EXERCISE AIM: Your copy of the material below should match it exactly, except that it holds no pictures.

SUPPLIED INFORMATION:

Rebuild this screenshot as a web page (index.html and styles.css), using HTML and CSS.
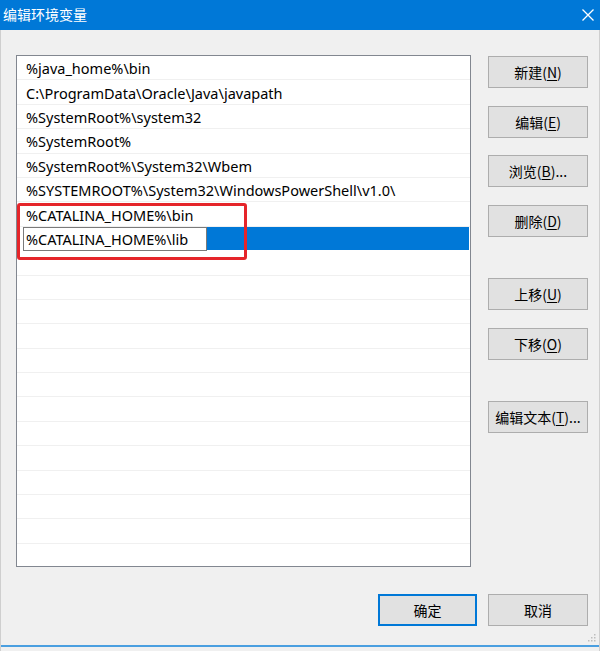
FILE: index.html
```html
<!DOCTYPE html>
<html lang="zh-CN">
<head>
<meta charset="utf-8">
<title>编辑环境变量</title>
<link rel="stylesheet" href="styles.css">
</head>
<body>
<div class="window">
  <div class="titlebar">
    <span class="title">编辑环境变量</span>
    <svg class="close" width="12" height="12" viewBox="0 0 12 12"><path d="M0.5 0.5 L11.5 11.5 M11.5 0.5 L0.5 11.5" stroke="#fff" stroke-width="1.3" fill="none"/></svg>
  </div>
  <div class="content">
    <div class="main">
      <div class="list">
        <div class="row"><span class="cell">%java_home%\bin</span></div>
        <div class="row"><span class="cell">C:\ProgramData\Oracle\Java\javapath</span></div>
        <div class="row"><span class="cell">%SystemRoot%\system32</span></div>
        <div class="row"><span class="cell">%SystemRoot%</span></div>
        <div class="row"><span class="cell">%SystemRoot%\System32\Wbem</span></div>
        <div class="row"><span class="cell">%SYSTEMROOT%\System32\WindowsPowerShell\v1.0\</span></div>
        <div class="row"><span class="cell">%CATALINA_HOME%\bin</span></div>
        <div class="row selected">
          <span class="editbox">%CATALINA_HOME%\lib</span>
          <span class="highlight"></span>
        </div>
        <div class="row"></div>
        <div class="row"></div>
        <div class="row"></div>
        <div class="row"></div>
        <div class="row"></div>
        <div class="row"></div>
        <div class="row"></div>
        <div class="row"></div>
        <div class="row"></div>
        <div class="row"></div>
        <div class="row"></div>
        <div class="row"></div>
        <div class="row"></div>
        <div class="callout"></div>
      </div>
      <div class="side">
        <button class="btn">新建(<u>N</u>)</button>
        <button class="btn">编辑(<u>E</u>)</button>
        <button class="btn">浏览(<u>B</u>)...</button>
        <button class="btn">删除(<u>D</u>)</button>
        <button class="btn group">上移(<u>U</u>)</button>
        <button class="btn">下移(<u>O</u>)</button>
        <button class="btn group">编辑文本(<u>T</u>)...</button>
      </div>
    </div>
    <div class="footer">
      <button class="btn default">确定</button>
      <button class="btn">取消</button>
    </div>
  </div>
  <svg class="grip" width="8" height="8" viewBox="0 0 8 8">
    <rect x="6" y="0" width="1.5" height="1.5" fill="#bdbdbd"/>
    <rect x="3" y="3" width="1.5" height="1.5" fill="#bdbdbd"/>
    <rect x="6" y="3" width="1.5" height="1.5" fill="#bdbdbd"/>
    <rect x="0" y="6" width="1.5" height="1.5" fill="#bdbdbd"/>
    <rect x="3" y="6" width="1.5" height="1.5" fill="#bdbdbd"/>
    <rect x="6" y="6" width="1.5" height="1.5" fill="#bdbdbd"/>
  </svg>
  <div class="bottomline"></div>
</div>
</body>
</html>
```
FILE: styles.css
```css
* { box-sizing: border-box; }
html, body {
  margin: 0;
  padding: 0;
  background: #f0f0f0;
}
body {
  width: 600px;
  height: 651px;
  overflow: hidden;
  font-family: "Noto Sans", "Noto Sans CJK SC", sans-serif;
  font-size: 14.5px;
  color: #000;
}
.window {
  position: relative;
  width: 600px;
  height: 651px;
  border-left: 1px solid #cfcfcf;
  border-right: 1px solid #cfcfcf;
  background: #f0f0f0;
}
.titlebar {
  height: 30px;
  background: #0078d7;
  display: flex;
  align-items: center;
  justify-content: space-between;
  padding: 0 6px 3px 3px;
  margin: 0 -1px;
}
.title {
  color: #fff;
  font-family: "Noto Sans CJK SC", sans-serif;
  font-size: 14px;
  line-height: 1;
}
.close {
  margin-top: 2px;
}
.content {
  padding: 25px 11px 0 15px;
}
.main {
  display: flex;
  gap: 17px;
  height: 512px;
}
.list {
  position: relative;
  width: 455px;
  height: 512px;
  background: #fff;
  border: 1px solid #828790;
  overflow: hidden;
}
.row {
  height: 24.4px;
  border-bottom: 1px solid #f0f0f0;
  display: flex;
  align-items: center;
}
.cell {
  padding-left: 9px;
  padding-top: 1px;
  white-space: nowrap;
}
.row.selected {
  align-items: stretch;
  border-bottom: none;
  padding-left: 6px;
  padding-right: 1px;
}
.editbox {
  width: 184px;
  background: #fff;
  border: 1px solid #7a7a7a;
  padding-left: 2px;
  padding-top: 1px;
  display: flex;
  align-items: center;
  white-space: nowrap;
}
.highlight {
  flex: 1;
  background: #0078d7;
  margin: 0 0 1px 0;
}
.callout {
  position: absolute;
  left: 0;
  top: 147px;
  width: 230px;
  height: 57px;
  border: 3px solid #e5252a;
  border-radius: 3px;
}
.side {
  display: flex;
  flex-direction: column;
  gap: 17.5px;
  padding-top: 1px;
}
.btn {
  width: 100px;
  height: 32px;
  background: #e1e1e1;
  border: 1px solid #adadad;
  font-family: "Noto Sans CJK SC", sans-serif;
  font-size: 14px;
  color: #000;
  padding: 0;
  margin: 0;
  line-height: 1;
}
.btn u { text-underline-offset: 2px; }
.btn.group { margin-top: 24px; }
.footer {
  display: flex;
  justify-content: flex-end;
  gap: 11px;
  margin-top: 27px;
}
.btn.default {
  width: 99px;
  border: 2px solid #0078d7;
}
.grip {
  position: absolute;
  right: 3px;
  bottom: 9px;
}
.bottomline {
  position: absolute;
  left: 0;
  right: 0;
  bottom: 4px;
  height: 2px;
  background: #4a9fe0;
}
```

SOLVED EXERCISE:
Rebuild this screenshot as a web page (index.html and styles.css), using HTML and CSS.
FILE: index.html
```html
<!DOCTYPE html>
<html lang="zh-CN">
<head>
<meta charset="utf-8">
<title>编辑环境变量</title>
<link rel="stylesheet" href="styles.css">
</head>
<body>
<div class="window">
  <div class="titlebar">
    <span class="title">编辑环境变量</span>
    <svg class="close" width="12" height="12" viewBox="0 0 12 12"><path d="M0.5 0.5 L11.5 11.5 M11.5 0.5 L0.5 11.5" stroke="#fff" stroke-width="1.3" fill="none"/></svg>
  </div>
  <div class="content">
    <div class="main">
      <div class="list">
        <div class="row"><span class="cell">%java_home%\bin</span></div>
        <div class="row"><span class="cell">C:\ProgramData\Oracle\Java\javapath</span></div>
        <div class="row"><span class="cell">%SystemRoot%\system32</span></div>
        <div class="row"><span class="cell">%SystemRoot%</span></div>
        <div class="row"><span class="cell">%SystemRoot%\System32\Wbem</span></div>
        <div class="row"><span class="cell">%SYSTEMROOT%\System32\WindowsPowerShell\v1.0\</span></div>
        <div class="row"><span class="cell">%CATALINA_HOME%\bin</span></div>
        <div class="row selected">
          <span class="editbox">%CATALINA_HOME%\lib</span>
          <span class="highlight"></span>
        </div>
        <div class="row"></div>
        <div class="row"></div>
        <div class="row"></div>
        <div class="row"></div>
        <div class="row"></div>
        <div class="row"></div>
        <div class="row"></div>
        <div class="row"></div>
        <div class="row"></div>
        <div class="row"></div>
        <div class="row"></div>
        <div class="row"></div>
        <div class="row"></div>
        <div class="callout"></div>
      </div>
      <div class="side">
        <button class="btn">新建(<u>N</u>)</button>
        <button class="btn">编辑(<u>E</u>)</button>
        <button class="btn">浏览(<u>B</u>)...</button>
        <button class="btn">删除(<u>D</u>)</button>
        <button class="btn group">上移(<u>U</u>)</button>
        <button class="btn">下移(<u>O</u>)</button>
        <button class="btn group">编辑文本(<u>T</u>)...</button>
      </div>
    </div>
    <div class="footer">
      <button class="btn default">确定</button>
      <button class="btn">取消</button>
    </div>
  </div>
  <svg class="grip" width="8" height="8" viewBox="0 0 8 8">
    <rect x="6" y="0" width="1.5" height="1.5" fill="#bdbdbd"/>
    <rect x="3" y="3" width="1.5" height="1.5" fill="#bdbdbd"/>
    <rect x="6" y="3" width="1.5" height="1.5" fill="#bdbdbd"/>
    <rect x="0" y="6" width="1.5" height="1.5" fill="#bdbdbd"/>
    <rect x="3" y="6" width="1.5" height="1.5" fill="#bdbdbd"/>
    <rect x="6" y="6" width="1.5" height="1.5" fill="#bdbdbd"/>
  </svg>
  <div class="bottomline"></div>
</div>
</body>
</html>
```
FILE: styles.css
```css
* { box-sizing: border-box; }
html, body {
  margin: 0;
  padding: 0;
  background: #f0f0f0;
}
body {
  width: 600px;
  height: 651px;
  overflow: hidden;
  font-family: "Noto Sans", "Noto Sans CJK SC", sans-serif;
  font-size: 14.5px;
  color: #000;
}
.window {
  position: relative;
  width: 600px;
  height: 651px;
  border-left: 1px solid #cfcfcf;
  border-right: 1px solid #cfcfcf;
  background: #f0f0f0;
}
.titlebar {
  height: 30px;
  background: #0078d7;
  display: flex;
  align-items: center;
  justify-content: space-between;
  padding: 0 6px 3px 3px;
  margin: 0 -1px;
}
.title {
  color: #fff;
  font-family: "Noto Sans CJK SC", sans-serif;
  font-size: 14px;
  line-height: 1;
}
.close {
  margin-top: 2px;
}
.content {
  padding: 25px 11px 0 15px;
}
.main {
  display: flex;
  gap: 17px;
  height: 512px;
}
.list {
  position: relative;
  width: 455px;
  height: 512px;
  background: #fff;
  border: 1px solid #828790;
  overflow: hidden;
}
.row {
  height: 24.4px;
  border-bottom: 1px solid #f0f0f0;
  display: flex;
  align-items: center;
}
.cell {
  padding-left: 9px;
  padding-top: 1px;
  white-space: nowrap;
}
.row.selected {
  align-items: stretch;
  border-bottom: none;
  padding-left: 6px;
  padding-right: 1px;
}
.editbox {
  width: 184px;
  background: #fff;
  border: 1px solid #7a7a7a;
  padding-left: 2px;
  padding-top: 1px;
  display: flex;
  align-items: center;
  white-space: nowrap;
}
.highlight {
  flex: 1;
  background: #0078d7;
  margin: 0 0 1px 0;
}
.callout {
  position: absolute;
  left: 0;
  top: 147px;
  width: 230px;
  height: 57px;
  border: 3px solid #e5252a;
  border-radius: 3px;
}
.side {
  display: flex;
  flex-direction: column;
  gap: 17.5px;
  padding-top: 1px;
}
.btn {
  width: 100px;
  height: 32px;
  background: #e1e1e1;
  border: 1px solid #adadad;
  font-family: "Noto Sans CJK SC", sans-serif;
  font-size: 14px;
  color: #000;
  padding: 0;
  margin: 0;
  line-height: 1;
}
.btn u { text-underline-offset: 2px; }
.btn.group { margin-top: 24px; }
.footer {
  display: flex;
  justify-content: flex-end;
  gap: 11px;
  margin-top: 27px;
}
.btn.default {
  width: 99px;
  border: 2px solid #0078d7;
}
.grip {
  position: absolute;
  right: 3px;
  bottom: 9px;
}
.bottomline {
  position: absolute;
  left: 0;
  right: 0;
  bottom: 4px;
  height: 2px;
  background: #4a9fe0;
}
```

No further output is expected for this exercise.